Verdere uitbreiding van netwerken en samenwerkingsverbanden vormt een belangrijk strategisch speerpunt voor de Evangelische Theologische Faculteit (ETF) in Leuven, zegt de nieuwe rector, prof. dr. Andreas Beck.
De raad van bestuur van de ETF heeft decaan prof. dr. Andreas Beck aangesteld als rector vanaf 1 oktober. Hij zal deze functie bekleden tot de lopende vacature is ingevuld. Beck volgt aftredend rector prof. dr. Patrick Nullens op. In de overgangsperiode wordt het directieteam van prof.

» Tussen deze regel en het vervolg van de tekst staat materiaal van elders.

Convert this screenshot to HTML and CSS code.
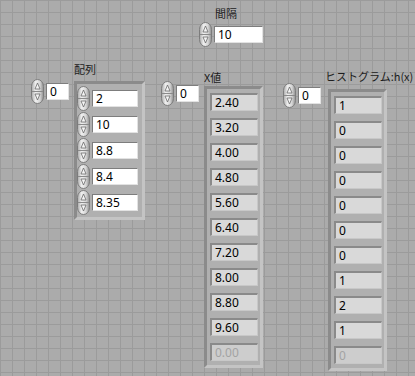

Beck en drs. Gerson Veldhuizen (administratief directeur) versterkt met twee vicedecanen, dr. Jelle Creemers en dr. Maria Verhoeff.
Prof. Beck is gewoon hoogleraar en vakgroepvoorzitter historische theologie, en directeur van het Institute of Post-Reformation Studies van de ETF. Hij is sinds 2000 voltijds verbonden aan de ETF, werd decaan in 2004 en maakt sinds 2003 deel uit van het directieteam.
„Prof. Nullens is op een gunstig moment gestopt”, zegt prof. Beck. „De ETF is de laatste tijd gestaag gegroeid. Zij is een stabiele organisatie geworden met een nog steeds uitbreidend aantal studenten. Van belang is dat we ons de komende tijd richten op het verder uitbouwen van onze netwerken en samenwerkingsverbanden, ook op het terrein van onderzoek.”
De nieuwe rector wijst op groeiende samenwerking met onder andere theologische universiteiten in Giessen (de Freie Theologische Hochschule) en Basel (de Staatsunabhängige Theologische Hochschule), de universiteit van Durham (Cranmer Hall) en de universiteiten in Pretoria en Potchefstroom. In België zijn er gesprekken met de Faculteit voor Protestantse Theologie in Brussel en de KU Leuven.
De lijn met Nederland blijft als vanouds sterk, aldus prof. Beck. Dr. Henk Jochemsen (Wageningen) is sinds 2017 vicevoorzitter van de raad van bestuur van de ETF. „De meeste bachelorstudenten van de ETF komen uit Nederland, de master- en doctoraatsstudenten zijn zeer internationaal. Er zijn partnerschappen gesloten met de Protestantse Theologische Universiteit, de Vrije Universiteit Amsterdam, de Theologische Universiteit te Kampen en er lopen momenteel gesprekken met de Theologische Universiteit van Apeldoorn.”
Waar de ETF ook sterk mee bezig is, is de ETF Open University, een deeltijdopleiding voor studenten. Prof. Beck: „Deze studenten volgen via een flexibel leertraject dezelfde opleiding als de residentiële studenten. Momenteel denken wij ook na over de omvorming van onze lerarenopleiding naar een educatieve master. Verder wil de ETF zich meer richten op postdoctorale onderzoekers.”
Geen ivoren toren
De ETF kenmerkt zich door „een duidelijke evangelisch-protestantse identiteit in de brede zin van het woord”, zo omschrijft prof. Beck de formule. „Wij willen Bijbelgericht zijn op academische wijze en hechten sterk aan een christelijke spiritualiteit. Dat is ook een kenmerk van onze campus, waar studenten gehuisvest zijn en die de ETF uniek maakt.”
Die missie wil de ETF niet uitdragen vanuit een ivoren toren, zegt hij. „Zowel de interkerkelijkheid als de interculturele samenwerking is belangrijk voor onze instelling. De ETF kent nu 23 nationaliteiten onder de studenten en 7 onder de docenten en hoogleraren. De studenten komen uit allerlei confessionele stromingen: onder hen zijn anglicanen, gereformeerden, baptisten, leden van vrije gemeenten, lutheranen en oosters-orthodoxen.”
Prof. Beck moet vanwege het rectoraat een stapje terug doen op onderwijsgebied, maar niet op het terrein van het begeleiden van promovendi. Op zijn bureau ligt een indrukwekkende stapel met theologische dissertaties over onderwerpen en personen uit de klassieke gereformeerde theologie en patristiek die de laatste jaren aan de ETF zijn verdedigd. Iets wat in Nederland eerder doet denken aan een lang vervlogen verleden.
Prof. Beck: „In mijn vakgroep willen wij bewust verder werken op de onderzoekslijnen die ooit in Utrecht en later aan de ETF zijn uitgezet door wijlen prof. Willem van Asselt en door prof. Antoon Vos. Wij zien ook internationaal dat een herbronning van de klassieke gereformeerde theologie blijvend relevant is, juist ook in onze tijd.”